A bill to reform gaming taxes in Vietnam’s special economic zones remains on hold and is unlikely to be passed anytime soon, according to Professor Augustine Ha Ton Vinh.
Speaking on a panel at iGaming Asia Congress at Macau’s Studio City on Thursday, Professor Augustine warned that the impasse could discourage new operators from entering the market. The legislation is seen as key to attracting foreign investment in large tourism and hospitality projects such as integrated resorts.
Vietnam’s tax on gaming currently stands as high as 35%, meaning “not so many operators will come to Vietnam,” Professor Vinh said.
The bill, intended to ease fiscal pressure on operators by creating a special regime linked to certain development zones, has been delayed since last year due to political opposition.

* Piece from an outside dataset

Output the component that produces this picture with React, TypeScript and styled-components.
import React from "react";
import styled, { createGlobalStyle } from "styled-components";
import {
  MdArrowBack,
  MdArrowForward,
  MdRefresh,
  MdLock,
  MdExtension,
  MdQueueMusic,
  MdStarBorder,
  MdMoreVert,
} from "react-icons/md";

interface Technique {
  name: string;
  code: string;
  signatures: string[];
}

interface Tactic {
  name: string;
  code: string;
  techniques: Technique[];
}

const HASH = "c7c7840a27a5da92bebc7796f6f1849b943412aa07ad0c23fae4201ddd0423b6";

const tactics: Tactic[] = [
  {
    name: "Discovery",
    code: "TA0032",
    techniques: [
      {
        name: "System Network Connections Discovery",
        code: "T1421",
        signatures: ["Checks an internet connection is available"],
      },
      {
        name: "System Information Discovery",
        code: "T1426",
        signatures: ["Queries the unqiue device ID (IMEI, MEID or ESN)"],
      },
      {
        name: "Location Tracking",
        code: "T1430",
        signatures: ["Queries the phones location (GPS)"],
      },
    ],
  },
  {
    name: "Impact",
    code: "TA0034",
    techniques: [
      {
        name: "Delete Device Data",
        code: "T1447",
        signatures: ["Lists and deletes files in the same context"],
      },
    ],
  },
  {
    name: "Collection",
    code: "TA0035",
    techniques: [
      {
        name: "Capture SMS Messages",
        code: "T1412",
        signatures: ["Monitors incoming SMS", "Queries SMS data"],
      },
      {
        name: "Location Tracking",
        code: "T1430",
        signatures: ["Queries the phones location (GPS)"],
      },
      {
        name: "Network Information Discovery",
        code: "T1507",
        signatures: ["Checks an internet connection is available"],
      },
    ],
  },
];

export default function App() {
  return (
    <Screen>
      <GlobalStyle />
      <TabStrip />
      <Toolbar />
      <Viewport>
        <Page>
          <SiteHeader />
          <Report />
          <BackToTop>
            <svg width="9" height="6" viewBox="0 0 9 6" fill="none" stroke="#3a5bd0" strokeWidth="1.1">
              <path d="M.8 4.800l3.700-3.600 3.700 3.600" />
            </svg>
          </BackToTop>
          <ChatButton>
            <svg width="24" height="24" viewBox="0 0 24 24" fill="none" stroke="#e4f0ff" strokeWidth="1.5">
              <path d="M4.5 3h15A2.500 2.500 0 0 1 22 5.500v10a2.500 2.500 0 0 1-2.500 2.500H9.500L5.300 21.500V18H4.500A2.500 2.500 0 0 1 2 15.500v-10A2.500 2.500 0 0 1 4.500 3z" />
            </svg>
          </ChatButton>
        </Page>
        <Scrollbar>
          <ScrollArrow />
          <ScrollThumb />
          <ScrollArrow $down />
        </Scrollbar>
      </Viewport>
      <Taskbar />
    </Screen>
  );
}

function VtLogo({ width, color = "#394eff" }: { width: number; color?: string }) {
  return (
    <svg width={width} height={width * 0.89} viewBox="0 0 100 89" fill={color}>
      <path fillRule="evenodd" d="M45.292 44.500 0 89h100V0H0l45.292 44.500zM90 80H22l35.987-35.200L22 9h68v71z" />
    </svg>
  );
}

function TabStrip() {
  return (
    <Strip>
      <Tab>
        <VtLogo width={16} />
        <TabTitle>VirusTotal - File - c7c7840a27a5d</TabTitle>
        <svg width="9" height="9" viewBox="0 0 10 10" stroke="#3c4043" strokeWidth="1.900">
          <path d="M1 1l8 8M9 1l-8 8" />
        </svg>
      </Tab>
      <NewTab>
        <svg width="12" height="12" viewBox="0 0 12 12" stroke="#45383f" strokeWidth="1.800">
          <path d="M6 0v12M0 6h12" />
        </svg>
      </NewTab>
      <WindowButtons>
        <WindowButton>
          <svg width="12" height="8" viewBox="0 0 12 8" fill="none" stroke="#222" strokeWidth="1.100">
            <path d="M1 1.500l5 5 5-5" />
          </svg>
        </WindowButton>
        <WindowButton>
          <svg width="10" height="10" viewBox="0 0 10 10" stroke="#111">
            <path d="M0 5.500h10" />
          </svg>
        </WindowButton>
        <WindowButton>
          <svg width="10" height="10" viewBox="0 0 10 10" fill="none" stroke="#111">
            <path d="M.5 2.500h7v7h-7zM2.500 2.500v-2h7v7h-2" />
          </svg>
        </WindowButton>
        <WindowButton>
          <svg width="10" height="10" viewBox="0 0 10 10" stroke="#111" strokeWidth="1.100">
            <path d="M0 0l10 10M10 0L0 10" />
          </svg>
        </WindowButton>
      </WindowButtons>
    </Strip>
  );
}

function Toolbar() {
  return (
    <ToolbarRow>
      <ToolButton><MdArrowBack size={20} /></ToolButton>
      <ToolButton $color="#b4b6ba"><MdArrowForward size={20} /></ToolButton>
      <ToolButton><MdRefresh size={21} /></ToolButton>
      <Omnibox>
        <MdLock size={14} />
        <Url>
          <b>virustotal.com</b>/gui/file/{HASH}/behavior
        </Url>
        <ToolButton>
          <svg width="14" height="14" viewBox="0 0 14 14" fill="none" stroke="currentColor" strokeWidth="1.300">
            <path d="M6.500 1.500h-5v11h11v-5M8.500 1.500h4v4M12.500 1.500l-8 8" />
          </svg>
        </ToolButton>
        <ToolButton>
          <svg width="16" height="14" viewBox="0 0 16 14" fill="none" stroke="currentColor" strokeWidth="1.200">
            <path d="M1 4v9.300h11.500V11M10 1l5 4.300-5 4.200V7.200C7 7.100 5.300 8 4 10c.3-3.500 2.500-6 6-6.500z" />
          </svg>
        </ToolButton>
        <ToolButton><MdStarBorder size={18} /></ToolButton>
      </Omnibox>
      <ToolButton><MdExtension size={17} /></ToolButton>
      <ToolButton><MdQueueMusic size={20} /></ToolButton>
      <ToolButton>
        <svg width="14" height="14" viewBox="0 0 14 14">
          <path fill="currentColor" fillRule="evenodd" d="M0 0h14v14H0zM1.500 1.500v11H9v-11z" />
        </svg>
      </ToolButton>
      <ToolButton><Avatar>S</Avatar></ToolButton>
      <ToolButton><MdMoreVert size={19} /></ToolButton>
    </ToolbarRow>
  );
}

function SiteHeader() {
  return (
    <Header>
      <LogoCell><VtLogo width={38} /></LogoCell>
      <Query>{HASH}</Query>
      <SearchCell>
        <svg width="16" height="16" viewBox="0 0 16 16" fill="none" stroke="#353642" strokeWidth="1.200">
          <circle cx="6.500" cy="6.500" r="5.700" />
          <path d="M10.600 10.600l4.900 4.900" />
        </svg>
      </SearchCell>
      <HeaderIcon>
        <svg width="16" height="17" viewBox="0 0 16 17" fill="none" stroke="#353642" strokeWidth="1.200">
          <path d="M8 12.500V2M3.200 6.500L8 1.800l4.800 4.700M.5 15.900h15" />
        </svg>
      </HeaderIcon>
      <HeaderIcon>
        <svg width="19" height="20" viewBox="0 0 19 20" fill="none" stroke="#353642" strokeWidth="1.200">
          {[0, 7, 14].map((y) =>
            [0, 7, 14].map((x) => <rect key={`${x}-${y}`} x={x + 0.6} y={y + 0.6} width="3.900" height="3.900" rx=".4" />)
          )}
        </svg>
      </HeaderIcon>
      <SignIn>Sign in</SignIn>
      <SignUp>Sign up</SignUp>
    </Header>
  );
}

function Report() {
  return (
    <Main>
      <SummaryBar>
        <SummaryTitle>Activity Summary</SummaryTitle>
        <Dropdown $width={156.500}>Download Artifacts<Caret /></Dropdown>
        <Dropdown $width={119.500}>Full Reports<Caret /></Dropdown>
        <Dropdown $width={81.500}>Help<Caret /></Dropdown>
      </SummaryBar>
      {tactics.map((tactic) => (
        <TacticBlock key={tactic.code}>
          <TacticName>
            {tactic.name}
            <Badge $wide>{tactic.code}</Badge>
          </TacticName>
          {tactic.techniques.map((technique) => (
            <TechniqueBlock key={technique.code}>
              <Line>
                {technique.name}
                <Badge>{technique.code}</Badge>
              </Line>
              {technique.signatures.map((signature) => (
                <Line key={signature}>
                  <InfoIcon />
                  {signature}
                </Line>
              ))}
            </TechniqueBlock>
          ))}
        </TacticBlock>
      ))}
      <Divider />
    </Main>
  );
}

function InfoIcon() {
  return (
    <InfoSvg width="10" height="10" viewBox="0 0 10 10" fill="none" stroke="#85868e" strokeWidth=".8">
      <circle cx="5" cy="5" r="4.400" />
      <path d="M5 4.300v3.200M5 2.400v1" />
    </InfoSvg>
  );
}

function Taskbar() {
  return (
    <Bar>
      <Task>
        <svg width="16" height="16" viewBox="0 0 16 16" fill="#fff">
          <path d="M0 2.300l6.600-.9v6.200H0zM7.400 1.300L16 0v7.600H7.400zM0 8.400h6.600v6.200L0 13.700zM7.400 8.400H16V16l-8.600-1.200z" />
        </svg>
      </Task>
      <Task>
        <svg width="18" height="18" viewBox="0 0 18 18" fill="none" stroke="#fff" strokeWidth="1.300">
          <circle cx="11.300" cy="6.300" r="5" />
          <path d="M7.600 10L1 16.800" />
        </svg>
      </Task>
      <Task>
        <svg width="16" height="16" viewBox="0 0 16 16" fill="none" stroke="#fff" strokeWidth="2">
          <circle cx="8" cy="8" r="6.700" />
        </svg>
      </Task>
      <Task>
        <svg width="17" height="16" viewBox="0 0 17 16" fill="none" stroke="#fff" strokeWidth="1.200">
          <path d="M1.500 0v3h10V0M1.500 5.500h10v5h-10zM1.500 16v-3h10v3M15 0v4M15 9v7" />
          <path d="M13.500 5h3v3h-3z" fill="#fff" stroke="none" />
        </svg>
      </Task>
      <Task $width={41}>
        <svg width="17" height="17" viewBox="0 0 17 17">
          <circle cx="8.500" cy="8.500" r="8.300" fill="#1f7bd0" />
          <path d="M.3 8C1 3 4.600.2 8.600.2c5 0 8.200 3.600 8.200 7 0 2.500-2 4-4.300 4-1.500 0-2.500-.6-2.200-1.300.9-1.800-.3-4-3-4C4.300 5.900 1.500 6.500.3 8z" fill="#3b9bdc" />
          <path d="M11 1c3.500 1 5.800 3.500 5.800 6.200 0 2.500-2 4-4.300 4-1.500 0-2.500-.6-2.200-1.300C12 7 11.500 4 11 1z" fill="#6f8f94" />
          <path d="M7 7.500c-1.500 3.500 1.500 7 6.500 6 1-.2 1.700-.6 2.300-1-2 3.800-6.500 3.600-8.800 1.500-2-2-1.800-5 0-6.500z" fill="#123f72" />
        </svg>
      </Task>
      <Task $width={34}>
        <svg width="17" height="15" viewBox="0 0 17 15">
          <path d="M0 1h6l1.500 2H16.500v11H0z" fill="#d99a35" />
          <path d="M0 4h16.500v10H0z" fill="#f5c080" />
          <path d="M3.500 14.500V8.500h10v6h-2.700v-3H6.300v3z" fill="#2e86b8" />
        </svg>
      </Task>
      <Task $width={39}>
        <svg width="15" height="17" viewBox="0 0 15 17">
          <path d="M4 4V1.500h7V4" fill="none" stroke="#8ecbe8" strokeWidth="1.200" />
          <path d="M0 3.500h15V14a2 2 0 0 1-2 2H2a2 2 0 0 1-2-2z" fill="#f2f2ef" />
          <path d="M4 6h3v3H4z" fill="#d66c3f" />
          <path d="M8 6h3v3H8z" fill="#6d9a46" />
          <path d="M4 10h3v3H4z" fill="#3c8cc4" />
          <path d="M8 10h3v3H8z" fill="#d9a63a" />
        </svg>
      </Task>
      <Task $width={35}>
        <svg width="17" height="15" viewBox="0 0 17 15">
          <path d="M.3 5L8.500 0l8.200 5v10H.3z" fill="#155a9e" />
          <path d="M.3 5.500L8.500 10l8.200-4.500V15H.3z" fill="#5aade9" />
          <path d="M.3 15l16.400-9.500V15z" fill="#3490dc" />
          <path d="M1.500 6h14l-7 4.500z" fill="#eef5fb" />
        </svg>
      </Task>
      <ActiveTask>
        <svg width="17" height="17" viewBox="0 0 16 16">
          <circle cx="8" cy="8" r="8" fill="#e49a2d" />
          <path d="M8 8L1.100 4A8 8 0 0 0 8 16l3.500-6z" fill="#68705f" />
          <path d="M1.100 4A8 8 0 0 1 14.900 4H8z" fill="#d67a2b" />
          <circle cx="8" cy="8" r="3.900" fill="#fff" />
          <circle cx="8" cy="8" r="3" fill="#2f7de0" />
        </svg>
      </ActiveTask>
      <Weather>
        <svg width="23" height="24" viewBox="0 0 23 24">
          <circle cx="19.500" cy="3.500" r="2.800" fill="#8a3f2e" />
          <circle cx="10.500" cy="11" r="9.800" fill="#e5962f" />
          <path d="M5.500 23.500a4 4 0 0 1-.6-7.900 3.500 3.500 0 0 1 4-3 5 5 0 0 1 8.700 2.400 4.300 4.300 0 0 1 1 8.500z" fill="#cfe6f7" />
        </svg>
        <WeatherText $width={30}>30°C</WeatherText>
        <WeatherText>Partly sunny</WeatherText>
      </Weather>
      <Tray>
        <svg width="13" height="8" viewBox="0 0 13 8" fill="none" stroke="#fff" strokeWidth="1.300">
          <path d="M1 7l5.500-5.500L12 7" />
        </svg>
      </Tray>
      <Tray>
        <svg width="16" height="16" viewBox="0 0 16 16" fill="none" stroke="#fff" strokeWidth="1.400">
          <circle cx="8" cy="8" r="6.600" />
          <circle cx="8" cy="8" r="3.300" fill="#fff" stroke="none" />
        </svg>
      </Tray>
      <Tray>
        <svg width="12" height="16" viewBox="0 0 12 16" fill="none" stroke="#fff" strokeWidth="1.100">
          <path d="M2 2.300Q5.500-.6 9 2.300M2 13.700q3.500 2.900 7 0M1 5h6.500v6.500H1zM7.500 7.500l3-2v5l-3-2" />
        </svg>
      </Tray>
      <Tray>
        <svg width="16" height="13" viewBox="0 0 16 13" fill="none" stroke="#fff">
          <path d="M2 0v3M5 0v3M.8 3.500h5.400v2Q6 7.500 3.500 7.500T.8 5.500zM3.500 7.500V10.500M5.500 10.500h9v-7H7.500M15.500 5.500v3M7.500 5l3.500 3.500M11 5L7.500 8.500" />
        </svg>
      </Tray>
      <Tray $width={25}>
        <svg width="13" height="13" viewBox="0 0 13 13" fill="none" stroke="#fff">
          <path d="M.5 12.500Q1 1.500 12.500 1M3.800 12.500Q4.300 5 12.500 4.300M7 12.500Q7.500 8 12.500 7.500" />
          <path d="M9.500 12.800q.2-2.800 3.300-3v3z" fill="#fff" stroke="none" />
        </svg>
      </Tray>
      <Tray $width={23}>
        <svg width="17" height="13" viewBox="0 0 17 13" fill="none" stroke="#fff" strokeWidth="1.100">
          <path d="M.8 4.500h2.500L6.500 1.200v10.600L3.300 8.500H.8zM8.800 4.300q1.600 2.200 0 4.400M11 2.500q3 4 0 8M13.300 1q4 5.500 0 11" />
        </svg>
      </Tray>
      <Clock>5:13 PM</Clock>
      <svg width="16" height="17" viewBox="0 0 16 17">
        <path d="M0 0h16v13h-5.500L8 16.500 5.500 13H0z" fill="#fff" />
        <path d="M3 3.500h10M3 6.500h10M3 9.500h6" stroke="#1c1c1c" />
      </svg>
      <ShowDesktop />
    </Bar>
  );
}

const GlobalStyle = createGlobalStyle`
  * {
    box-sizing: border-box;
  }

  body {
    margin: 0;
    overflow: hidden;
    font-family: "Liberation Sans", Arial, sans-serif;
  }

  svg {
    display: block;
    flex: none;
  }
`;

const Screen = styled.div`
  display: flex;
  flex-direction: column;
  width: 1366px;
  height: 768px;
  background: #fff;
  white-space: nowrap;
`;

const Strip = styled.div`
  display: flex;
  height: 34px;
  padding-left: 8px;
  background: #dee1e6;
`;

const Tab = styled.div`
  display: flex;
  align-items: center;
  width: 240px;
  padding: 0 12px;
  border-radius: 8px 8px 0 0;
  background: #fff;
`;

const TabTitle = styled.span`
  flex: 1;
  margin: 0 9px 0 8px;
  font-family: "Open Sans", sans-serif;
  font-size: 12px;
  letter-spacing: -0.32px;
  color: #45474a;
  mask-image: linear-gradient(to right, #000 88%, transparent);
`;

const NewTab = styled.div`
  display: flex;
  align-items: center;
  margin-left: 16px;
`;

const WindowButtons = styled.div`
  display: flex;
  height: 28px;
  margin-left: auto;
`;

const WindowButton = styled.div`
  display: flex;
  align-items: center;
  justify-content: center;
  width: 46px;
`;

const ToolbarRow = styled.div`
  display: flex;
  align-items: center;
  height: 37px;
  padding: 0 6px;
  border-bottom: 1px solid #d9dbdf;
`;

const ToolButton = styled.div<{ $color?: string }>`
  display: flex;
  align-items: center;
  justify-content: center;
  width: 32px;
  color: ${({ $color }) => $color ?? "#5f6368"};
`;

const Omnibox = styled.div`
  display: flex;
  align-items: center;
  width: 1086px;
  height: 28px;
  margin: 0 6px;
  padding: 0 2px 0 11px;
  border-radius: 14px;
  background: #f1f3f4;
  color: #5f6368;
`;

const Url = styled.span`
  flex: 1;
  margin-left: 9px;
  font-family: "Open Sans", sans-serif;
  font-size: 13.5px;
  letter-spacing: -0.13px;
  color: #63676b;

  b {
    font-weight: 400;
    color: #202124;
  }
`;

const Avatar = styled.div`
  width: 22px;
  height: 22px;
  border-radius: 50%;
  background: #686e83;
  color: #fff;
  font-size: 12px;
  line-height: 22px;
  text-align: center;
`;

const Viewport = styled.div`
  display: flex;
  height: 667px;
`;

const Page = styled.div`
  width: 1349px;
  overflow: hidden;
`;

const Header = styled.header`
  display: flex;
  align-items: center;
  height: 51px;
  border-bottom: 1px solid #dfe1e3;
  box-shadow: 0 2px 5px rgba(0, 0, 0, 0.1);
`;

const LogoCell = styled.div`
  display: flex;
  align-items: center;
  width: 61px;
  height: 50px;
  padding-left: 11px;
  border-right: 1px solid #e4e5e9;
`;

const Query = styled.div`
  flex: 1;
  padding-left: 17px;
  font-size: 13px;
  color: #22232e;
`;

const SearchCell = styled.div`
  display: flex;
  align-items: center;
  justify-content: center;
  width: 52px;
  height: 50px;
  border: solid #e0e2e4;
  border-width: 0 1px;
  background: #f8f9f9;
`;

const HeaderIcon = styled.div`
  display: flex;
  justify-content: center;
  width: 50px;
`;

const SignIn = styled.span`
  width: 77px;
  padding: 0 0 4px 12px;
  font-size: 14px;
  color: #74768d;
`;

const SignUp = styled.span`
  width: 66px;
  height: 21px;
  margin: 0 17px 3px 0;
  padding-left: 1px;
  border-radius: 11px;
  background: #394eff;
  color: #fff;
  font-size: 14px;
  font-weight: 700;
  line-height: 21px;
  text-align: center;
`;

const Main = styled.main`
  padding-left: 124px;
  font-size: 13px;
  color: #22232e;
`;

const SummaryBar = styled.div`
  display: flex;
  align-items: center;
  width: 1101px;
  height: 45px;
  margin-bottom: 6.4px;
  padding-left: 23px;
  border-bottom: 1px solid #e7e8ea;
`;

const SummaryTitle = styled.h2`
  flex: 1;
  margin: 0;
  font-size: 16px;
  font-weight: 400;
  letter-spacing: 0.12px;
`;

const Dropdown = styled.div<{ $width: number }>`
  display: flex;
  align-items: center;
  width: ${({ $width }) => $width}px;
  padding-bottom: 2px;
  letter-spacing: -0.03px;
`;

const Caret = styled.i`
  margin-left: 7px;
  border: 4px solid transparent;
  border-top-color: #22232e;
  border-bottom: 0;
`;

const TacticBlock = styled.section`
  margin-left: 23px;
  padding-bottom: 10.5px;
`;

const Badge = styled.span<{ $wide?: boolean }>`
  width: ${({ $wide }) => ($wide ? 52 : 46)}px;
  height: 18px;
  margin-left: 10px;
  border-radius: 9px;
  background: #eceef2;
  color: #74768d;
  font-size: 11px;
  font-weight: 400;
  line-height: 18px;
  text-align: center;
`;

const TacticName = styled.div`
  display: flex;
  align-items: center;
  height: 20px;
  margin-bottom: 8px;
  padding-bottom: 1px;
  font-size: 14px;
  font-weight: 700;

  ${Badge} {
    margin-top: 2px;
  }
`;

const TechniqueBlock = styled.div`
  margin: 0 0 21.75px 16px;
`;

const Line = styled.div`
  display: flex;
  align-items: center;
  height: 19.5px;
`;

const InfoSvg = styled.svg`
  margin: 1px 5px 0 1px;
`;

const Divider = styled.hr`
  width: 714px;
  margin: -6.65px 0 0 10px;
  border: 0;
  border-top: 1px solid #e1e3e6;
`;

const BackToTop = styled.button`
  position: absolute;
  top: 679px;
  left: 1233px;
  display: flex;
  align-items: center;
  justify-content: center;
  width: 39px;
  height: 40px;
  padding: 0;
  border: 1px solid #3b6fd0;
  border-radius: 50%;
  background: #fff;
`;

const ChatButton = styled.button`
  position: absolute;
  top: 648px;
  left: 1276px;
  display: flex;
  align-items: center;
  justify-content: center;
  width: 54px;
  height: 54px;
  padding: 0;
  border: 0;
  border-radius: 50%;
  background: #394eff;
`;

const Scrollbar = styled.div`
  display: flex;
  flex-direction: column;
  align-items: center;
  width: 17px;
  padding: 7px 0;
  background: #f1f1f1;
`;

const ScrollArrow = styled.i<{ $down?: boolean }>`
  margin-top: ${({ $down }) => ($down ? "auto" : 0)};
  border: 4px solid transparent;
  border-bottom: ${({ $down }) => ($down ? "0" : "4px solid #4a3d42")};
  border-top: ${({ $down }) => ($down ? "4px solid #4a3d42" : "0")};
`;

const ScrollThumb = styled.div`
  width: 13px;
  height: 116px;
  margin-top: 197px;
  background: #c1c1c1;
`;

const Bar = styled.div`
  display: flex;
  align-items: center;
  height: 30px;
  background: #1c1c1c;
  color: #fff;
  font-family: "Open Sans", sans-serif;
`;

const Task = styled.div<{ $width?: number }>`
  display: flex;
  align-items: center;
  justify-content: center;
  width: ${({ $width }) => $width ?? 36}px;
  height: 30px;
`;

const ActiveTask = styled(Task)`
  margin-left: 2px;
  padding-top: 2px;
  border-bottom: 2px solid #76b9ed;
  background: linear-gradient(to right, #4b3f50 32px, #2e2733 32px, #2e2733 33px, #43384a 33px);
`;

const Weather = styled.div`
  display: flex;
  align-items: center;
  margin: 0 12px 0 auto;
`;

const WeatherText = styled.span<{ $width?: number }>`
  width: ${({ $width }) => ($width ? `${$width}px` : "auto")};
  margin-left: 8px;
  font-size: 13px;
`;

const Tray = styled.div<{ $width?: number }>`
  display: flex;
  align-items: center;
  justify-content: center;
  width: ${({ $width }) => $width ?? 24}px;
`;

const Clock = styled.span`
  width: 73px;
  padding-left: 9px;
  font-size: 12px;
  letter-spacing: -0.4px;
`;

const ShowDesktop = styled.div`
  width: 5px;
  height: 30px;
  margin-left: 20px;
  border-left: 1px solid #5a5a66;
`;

Meanwhile, Professor Augustine made public on Thursday the fact that Silver Heritage Group’s Vietnam casino, Phoenix International Club, was shut down earlier this month because the Australian-listed company was running gaming tables under a license that only allowed it to operate electronic gaming machines.
Silver Heritage conveyed similar information to Inside Asian Gaming in conversations at the time, stating that the company put its hand up to regional authorities as soon as it learned of the licensing issue.
According to Professor Augustine, Silver Heritage could look for compensation in the Vietnam courts.
Vietnam divides licenses into three tiers: hotels, sport betting and gaming lounges. The casino at Phoenix International Club was allegedly operating under the gaming lounge tier which allows only for electronic gaming such as slot machines.